✔ 最佳答案
The dissolving of Na2SO4 can be divided into two stages:
In stage 1, energy is absorbed to break the lattice.
Na2SO4(s) → 2Na+(g) + SO42-(g) .. ΔH1 = -(lattice enthalpy)
ΔH1 depends on two factors: Firstly, the greater the interionic distance, the smaller the magnitude of lattice enthalpy, and thus the less energy is needed to break the lattice. Secondly, the greater the charges on the ions, the greater is the magnitude of lattice enthalpy, and thus the more energy is needed to break the lattice. Na+ is large in size and carries only one positive charge. Besides, SO42- is bulky to cause a long interionic distance. Therefore, the amount of energy is needed to break the lattice of Na2SO4 is low.
In stage 2, energy is released when the ions are hydrated.

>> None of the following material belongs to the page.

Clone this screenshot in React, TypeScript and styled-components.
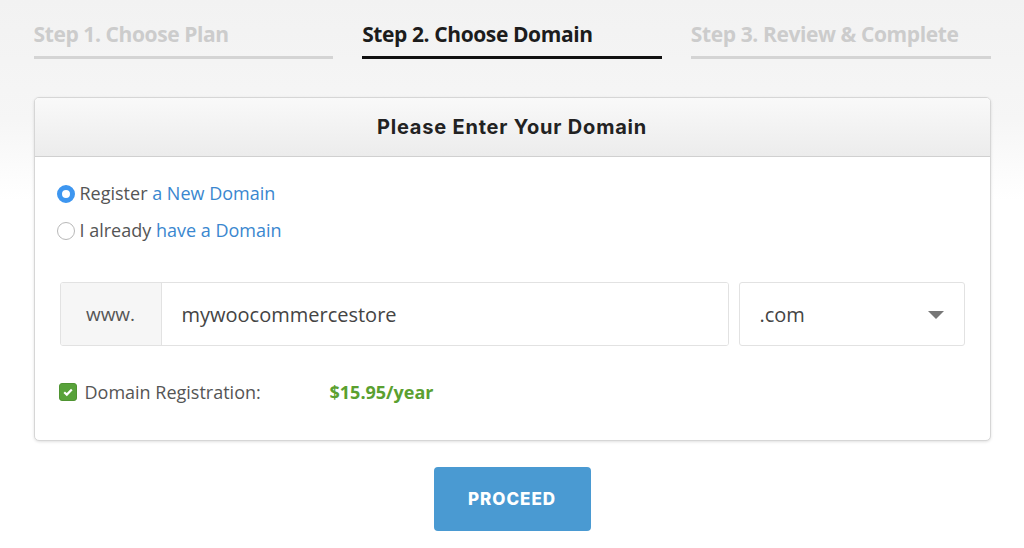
import React, { useState } from 'react';
import styled, { createGlobalStyle } from 'styled-components';

const GlobalStyle = createGlobalStyle`
  html, body {
    margin: 0;
    padding: 0;
    background: #fff;
  }
  body {
    font-family: 'Open Sans', 'Liberation Sans', sans-serif;
  }
`;

const steps = ['Step 1. Choose Plan', 'Step 2. Choose Domain', 'Step 3. Review & Complete'];

const App: React.FC = () => {
  const [mode, setMode] = useState<'new' | 'own'>('new');
  const [domain, setDomain] = useState('mywoocommercestore');
  const [registration, setRegistration] = useState(true);

  return (
    <Page>
      <GlobalStyle />
      <Inner>
        <Steps>
          {steps.map((label, i) => (
            <Step key={label} active={i === 1}>
              {label}
            </Step>
          ))}
        </Steps>
        <Card>
          <CardHeader>Please Enter Your Domain</CardHeader>
          <CardBody>
            <RadioList>
              <RadioRow onClick={() => setMode('new')}>
                <Radio checked={mode === 'new'} />
                <span>
                  Register <Link>a New Domain</Link>
                </span>
              </RadioRow>
              <RadioRow onClick={() => setMode('own')}>
                <Radio checked={mode === 'own'} />
                <span>
                  I already <Link>have a Domain</Link>
                </span>
              </RadioRow>
            </RadioList>
            <DomainRow>
              <InputGroup>
                <Addon>www.</Addon>
                <DomainInput value={domain} onChange={(e) => setDomain(e.target.value)} />
              </InputGroup>
              <Select>
                <span>.com</span>
                <Caret />
              </Select>
            </DomainRow>
            <CheckRow onClick={() => setRegistration(!registration)}>
              <Check checked={registration}>
                {registration && (
                  <svg width="12" height="12" viewBox="0 0 12 12">
                    <path d="M2.2 6.2 L4.8 8.6 L9.8 3.4" fill="none" stroke="#fff" strokeWidth="2.2" />
                  </svg>
                )}
              </Check>
              <CheckLabel>Domain Registration:</CheckLabel>
              <Price>$15.95/year</Price>
            </CheckRow>
          </CardBody>
        </Card>
        <Actions>
          <ProceedButton>PROCEED</ProceedButton>
        </Actions>
      </Inner>
    </Page>
  );
};

export default App;

const Page = styled.div`
  min-height: 548px;
  background: linear-gradient(to bottom, #f2f2f2 0px, #f6f6f6 120px, #ffffff 200px);
`;

const Inner = styled.div`
  width: 957px;
  margin: 0 auto;
  padding-top: 20px;
`;

const Steps = styled.div`
  display: flex;
  gap: 29px;
`;

const Step = styled.div<{ active?: boolean }>`
  flex: 1;
  font-family: 'Open Sans', sans-serif;
  font-weight: 700;
  font-size: 21px;
  letter-spacing: -0.4px;
  line-height: 28px;
  color: ${(p) => (p.active ? '#1c1c1c' : '#cccccc')};
  padding-bottom: 8px;
  border-bottom: 3px solid ${(p) => (p.active ? '#111' : '#d4d4d4')};
`;

const Card = styled.div`
  margin-top: 38px;
  background: #fff;
  border: 1px solid #d6d6d6;
  border-radius: 5px;
  box-shadow: 0 1px 3px rgba(0, 0, 0, 0.12);
  overflow: hidden;
`;

const CardHeader = styled.div`
  height: 58px;
  display: flex;
  align-items: center;
  justify-content: center;
  background: linear-gradient(to bottom, #f9f9f9, #ececec);
  border-bottom: 1px solid #d0d0d0;
  font-family: Inter, 'Noto Sans', sans-serif;
  font-weight: 700;
  font-size: 20px;
  letter-spacing: 0.8px;
  color: #222;
`;

const CardBody = styled.div`
  padding: 24px 25px 36px 22px;
`;

const RadioList = styled.div`
  display: flex;
  flex-direction: column;
  gap: 12px;
`;

const RadioRow = styled.label`
  display: flex;
  align-items: center;
  gap: 5px;
  font-size: 18px;
  line-height: 25px;
  color: #555;
  cursor: pointer;
`;

const Radio = styled.span<{ checked: boolean }>`
  width: 18px;
  height: 18px;
  box-sizing: border-box;
  border-radius: 50%;
  border: ${(p) => (p.checked ? '5.5px solid #3d96f0' : '1px solid #b8b8b8')};
  background: #fff;
`;

const Link = styled.span`
  color: #3a87cf;
`;

const DomainRow = styled.div`
  display: flex;
  gap: 10px;
  margin-top: 39px;
  margin-left: 3px;
`;

const InputGroup = styled.div`
  display: flex;
  width: 669px;
  height: 64px;
  box-sizing: border-box;
  border: 1px solid #e2e2e2;
  border-radius: 3px;
  overflow: hidden;
`;

const Addon = styled.div`
  width: 100px;
  display: flex;
  align-items: center;
  justify-content: center;
  background: #f6f6f6;
  border-right: 1px solid #e2e2e2;
  font-size: 19px;
  color: #555;
`;

const DomainInput = styled.input`
  flex: 1;
  border: none;
  outline: none;
  padding: 0 20px;
  font-family: 'Open Sans', sans-serif;
  font-size: 20px;
  color: #444;
  caret-color: #222;
  background: #fff;
`;

const Select = styled.div`
  flex: 1;
  height: 64px;
  box-sizing: border-box;
  border: 1px solid #e2e2e2;
  border-radius: 3px;
  display: flex;
  align-items: center;
  justify-content: space-between;
  padding: 0 20px 0 20px;
  font-size: 20px;
  color: #444;
`;

const Caret = styled.span`
  width: 0;
  height: 0;
  border-left: 8px solid transparent;
  border-right: 8px solid transparent;
  border-top: 8px solid #777;
  margin-top: 2px;
`;

const CheckRow = styled.label`
  display: flex;
  align-items: center;
  margin-top: 34px;
  margin-left: 2px;
  font-size: 18px;
  line-height: 24px;
  color: #555;
  cursor: pointer;
`;

const Check = styled.span<{ checked: boolean }>`
  width: 18px;
  height: 18px;
  border-radius: 3px;
  box-sizing: border-box;
  background: ${(p) => (p.checked ? '#58a23a' : '#fff')};
  border: 1px solid ${(p) => (p.checked ? '#4f9432' : '#b8b8b8')};
  display: flex;
  align-items: center;
  justify-content: center;
`;

const CheckLabel = styled.span`
  margin-left: 8px;
  width: 245px;
`;

const Price = styled.span`
  color: #5aa030;
  font-weight: 700;
`;

const Actions = styled.div`
  display: flex;
  justify-content: center;
  margin-top: 26px;
`;

const ProceedButton = styled.button`
  width: 157px;
  height: 64px;
  border: none;
  border-radius: 4px;
  background: #4a9ad2;
  color: #fff;
  font-family: Inter, 'Noto Sans', sans-serif;
  font-weight: 800;
  font-size: 17px;
  letter-spacing: 1px;
  cursor: pointer;
`;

2Na+(g) + SO42-(g) + aq → 2Na+(aq) + SO42-(aq) .. ΔH2 = hydration enthalpy
ΔH2 depends on two factors: Firstly, the greater the ionic sizes, the smaller the magnitude of hydration enthalpy. Secondary, the greater the charges on the ions, the greater is the magnitude of hydration enthalpy. Na+ is large in size and carries only one positive charge. Besides, SO42- is a bulky ion. Therefore, the amount of energy released in hydration is low.
Both the amount of energy absorbed in breaking of lattice and that released in hydration are low, and they are comparable. On the other hand, the entropy (degree of randomness) is increased during dissolving. Therefore, dissolving of Na2SO4 is a feasible process when combining the effect of enthalpy and that of entropy (i.e. a negative free energy change).